Human beings – both men and women – in all eras have dreamt of staying strong and healthy and looking young and beautiful in spite of the passing of time, and those with the means have often spent enormous sums trying to achieve this dream.
After thousands of years, science made a leap forward, and the two researchers involved in this work won the Nobel Prize in 2012 for Physiology and Medicine.
That is now history: in 1962 the Briton John B. Gurdon, who is now 79 years old, discovered that a specialized adult cell “can lose its identity” and be reprogrammed to become a completely different type of cell.
The Japanese Shinya Yamanaka, born in the year of Gurdon’s groundbreaking discovery, more than 40 years later developed a technique that allowed adult, already differentiated cells to be reprogrammed.
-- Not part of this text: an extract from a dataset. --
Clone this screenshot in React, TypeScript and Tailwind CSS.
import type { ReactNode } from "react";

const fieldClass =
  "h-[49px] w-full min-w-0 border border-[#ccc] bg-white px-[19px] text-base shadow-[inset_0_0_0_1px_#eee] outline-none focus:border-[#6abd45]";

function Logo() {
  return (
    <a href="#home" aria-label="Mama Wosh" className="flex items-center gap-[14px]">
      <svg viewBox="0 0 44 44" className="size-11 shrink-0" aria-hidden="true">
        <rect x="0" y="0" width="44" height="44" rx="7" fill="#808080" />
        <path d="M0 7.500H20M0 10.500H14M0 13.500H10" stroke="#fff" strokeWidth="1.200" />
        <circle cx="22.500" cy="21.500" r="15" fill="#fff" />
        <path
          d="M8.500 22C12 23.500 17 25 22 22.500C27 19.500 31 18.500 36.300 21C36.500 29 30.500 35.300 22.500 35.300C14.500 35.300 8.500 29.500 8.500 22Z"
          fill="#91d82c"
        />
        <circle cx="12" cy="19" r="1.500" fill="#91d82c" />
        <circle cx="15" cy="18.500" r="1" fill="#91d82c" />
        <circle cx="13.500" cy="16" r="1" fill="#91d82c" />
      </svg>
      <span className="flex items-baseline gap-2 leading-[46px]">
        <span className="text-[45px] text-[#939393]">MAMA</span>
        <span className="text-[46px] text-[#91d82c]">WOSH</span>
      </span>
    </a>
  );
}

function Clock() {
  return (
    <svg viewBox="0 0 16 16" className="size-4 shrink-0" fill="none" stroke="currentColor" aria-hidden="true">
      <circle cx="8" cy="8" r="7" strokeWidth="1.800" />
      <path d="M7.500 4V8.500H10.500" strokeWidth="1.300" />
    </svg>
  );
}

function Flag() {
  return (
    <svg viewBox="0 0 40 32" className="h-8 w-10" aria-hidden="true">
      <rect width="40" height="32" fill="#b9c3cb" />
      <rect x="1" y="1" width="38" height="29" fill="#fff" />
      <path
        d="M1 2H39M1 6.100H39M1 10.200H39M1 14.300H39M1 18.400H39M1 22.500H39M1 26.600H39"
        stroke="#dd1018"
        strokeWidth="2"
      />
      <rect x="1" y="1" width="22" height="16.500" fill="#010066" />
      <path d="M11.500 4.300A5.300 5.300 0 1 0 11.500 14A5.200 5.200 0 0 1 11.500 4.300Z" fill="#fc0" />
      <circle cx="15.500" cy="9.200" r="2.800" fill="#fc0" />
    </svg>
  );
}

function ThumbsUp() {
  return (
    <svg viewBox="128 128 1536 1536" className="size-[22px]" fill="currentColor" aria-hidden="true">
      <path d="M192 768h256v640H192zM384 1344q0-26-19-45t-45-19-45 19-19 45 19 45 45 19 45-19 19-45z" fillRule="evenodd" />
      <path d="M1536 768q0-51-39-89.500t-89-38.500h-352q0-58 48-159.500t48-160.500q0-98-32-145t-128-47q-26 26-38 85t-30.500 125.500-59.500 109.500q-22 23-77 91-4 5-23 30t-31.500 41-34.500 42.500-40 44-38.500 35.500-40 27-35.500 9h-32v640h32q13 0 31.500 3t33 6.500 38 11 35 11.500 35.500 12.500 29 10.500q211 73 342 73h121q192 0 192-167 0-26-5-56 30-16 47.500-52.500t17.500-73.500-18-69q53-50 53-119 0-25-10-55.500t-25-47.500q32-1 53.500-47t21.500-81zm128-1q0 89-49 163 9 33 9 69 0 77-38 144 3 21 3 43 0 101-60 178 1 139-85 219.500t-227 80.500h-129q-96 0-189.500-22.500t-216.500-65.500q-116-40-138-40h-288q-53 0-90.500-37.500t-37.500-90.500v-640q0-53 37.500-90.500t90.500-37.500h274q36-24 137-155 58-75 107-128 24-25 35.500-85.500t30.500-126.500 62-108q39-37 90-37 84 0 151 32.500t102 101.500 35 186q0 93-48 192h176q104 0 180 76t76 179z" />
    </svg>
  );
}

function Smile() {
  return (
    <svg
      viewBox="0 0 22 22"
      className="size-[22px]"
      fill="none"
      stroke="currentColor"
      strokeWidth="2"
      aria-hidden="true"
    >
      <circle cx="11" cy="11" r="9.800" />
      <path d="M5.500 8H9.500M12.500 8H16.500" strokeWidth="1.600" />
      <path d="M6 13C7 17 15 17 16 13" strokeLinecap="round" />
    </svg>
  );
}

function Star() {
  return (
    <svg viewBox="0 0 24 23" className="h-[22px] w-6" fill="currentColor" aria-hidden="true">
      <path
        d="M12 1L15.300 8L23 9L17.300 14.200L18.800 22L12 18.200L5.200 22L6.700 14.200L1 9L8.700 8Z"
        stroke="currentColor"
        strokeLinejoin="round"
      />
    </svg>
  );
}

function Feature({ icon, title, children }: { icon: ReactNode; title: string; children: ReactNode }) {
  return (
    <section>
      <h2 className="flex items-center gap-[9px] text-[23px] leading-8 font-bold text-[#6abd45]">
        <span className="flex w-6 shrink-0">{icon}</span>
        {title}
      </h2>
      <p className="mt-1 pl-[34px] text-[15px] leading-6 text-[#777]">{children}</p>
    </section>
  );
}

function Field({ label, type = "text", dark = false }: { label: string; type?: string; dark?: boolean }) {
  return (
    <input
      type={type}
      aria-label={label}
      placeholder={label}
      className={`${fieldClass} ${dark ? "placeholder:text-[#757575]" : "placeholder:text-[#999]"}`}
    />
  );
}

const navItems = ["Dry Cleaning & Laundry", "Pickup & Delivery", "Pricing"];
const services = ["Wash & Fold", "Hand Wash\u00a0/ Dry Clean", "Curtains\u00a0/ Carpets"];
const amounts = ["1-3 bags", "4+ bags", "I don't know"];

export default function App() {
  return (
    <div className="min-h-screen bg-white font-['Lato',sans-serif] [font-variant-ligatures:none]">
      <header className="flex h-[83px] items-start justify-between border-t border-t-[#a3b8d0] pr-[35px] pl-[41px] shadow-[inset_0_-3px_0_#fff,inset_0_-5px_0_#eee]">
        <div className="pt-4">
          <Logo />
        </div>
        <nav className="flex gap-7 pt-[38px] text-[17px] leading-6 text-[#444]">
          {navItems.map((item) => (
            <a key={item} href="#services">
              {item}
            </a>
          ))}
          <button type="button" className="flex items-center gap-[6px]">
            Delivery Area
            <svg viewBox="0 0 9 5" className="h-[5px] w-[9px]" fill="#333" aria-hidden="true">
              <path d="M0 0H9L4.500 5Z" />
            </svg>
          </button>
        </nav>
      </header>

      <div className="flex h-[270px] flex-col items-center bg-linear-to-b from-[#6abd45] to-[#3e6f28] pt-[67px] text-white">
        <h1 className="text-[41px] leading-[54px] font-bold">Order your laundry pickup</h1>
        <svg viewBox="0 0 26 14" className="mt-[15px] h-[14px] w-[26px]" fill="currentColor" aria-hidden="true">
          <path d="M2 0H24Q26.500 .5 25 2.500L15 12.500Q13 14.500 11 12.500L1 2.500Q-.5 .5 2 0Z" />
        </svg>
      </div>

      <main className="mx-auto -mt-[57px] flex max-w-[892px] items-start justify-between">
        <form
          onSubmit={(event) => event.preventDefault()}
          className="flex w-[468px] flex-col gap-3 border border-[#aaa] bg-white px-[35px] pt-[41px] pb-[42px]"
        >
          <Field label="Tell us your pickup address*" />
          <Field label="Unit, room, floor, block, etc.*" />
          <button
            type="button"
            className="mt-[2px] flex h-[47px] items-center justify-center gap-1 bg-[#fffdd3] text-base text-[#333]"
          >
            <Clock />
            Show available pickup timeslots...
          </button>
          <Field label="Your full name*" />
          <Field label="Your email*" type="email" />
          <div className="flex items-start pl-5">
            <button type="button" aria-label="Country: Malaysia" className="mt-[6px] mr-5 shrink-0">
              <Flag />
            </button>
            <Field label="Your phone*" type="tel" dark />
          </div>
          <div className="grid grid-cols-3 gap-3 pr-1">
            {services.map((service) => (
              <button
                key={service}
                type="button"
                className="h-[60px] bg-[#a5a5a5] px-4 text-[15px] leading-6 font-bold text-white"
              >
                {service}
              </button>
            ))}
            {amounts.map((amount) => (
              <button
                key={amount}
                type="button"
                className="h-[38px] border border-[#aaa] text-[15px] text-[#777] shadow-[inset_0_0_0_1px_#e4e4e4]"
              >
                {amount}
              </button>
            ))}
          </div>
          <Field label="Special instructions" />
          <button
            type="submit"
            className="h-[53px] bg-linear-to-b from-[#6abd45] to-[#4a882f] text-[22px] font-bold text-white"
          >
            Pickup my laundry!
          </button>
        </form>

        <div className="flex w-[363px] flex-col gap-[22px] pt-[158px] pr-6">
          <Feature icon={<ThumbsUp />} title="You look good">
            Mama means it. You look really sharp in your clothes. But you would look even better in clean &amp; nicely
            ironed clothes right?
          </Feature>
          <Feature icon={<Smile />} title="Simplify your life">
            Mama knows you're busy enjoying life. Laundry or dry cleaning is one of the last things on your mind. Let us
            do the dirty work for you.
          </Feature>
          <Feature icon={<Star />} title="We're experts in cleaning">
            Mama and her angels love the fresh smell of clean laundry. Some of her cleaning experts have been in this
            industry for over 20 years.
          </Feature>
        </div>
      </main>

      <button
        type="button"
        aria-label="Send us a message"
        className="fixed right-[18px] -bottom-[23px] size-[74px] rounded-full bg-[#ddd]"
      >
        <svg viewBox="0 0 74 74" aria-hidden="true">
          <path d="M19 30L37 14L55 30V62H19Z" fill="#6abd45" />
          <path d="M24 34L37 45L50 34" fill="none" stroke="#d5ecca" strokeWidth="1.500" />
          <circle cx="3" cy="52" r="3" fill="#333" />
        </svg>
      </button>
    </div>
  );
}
When an egg cell is fertilized and the first cells begin to divide, these immature cells are all equal, with a low, elementary frequency. Such cells are called “pluripotent” because in their “primitive” state they have the potential to differentiate and become blood, skin, bone, eye, liver cells etc.
Gurdon’s intuition was brilliant: all that was needed was to return, in some way, to the first moments of life and start over again, in order to, for example, restore the functionality of an organ damaged by disease, injury or other.
Therefore, for years, researchers tried to obtain “young” “embryonic” tissue, an excellent example of which is found in embryos and the umbilical cord – with obvious problems of ethics.
Today instead, thanks to the technique developed by Yamanaka, we know that adult cells can be reprogrammed to become embryonic cells, thereby opening the way to a series of infinite uses; uses that are truly numerous and all interesting – for example, in medicine, in the field of regenerative medicine – in light of the fact that Yamanaka’s discovery will allow us to turn a patient’s cells into stem cells and then into a type of tissue used to treat and cure a great many illnesses.
The implications in aesthetic medicine and cosmetic are also interesting. A new frontier is, in fact, the research into plant stem cells, which are also provided with exceptional vitality and flexibility.
A recently awarded Nobel Prize and we are already at the threshold of a new era with regard not only to health, but also beauty and the dream of “eternal beauty”.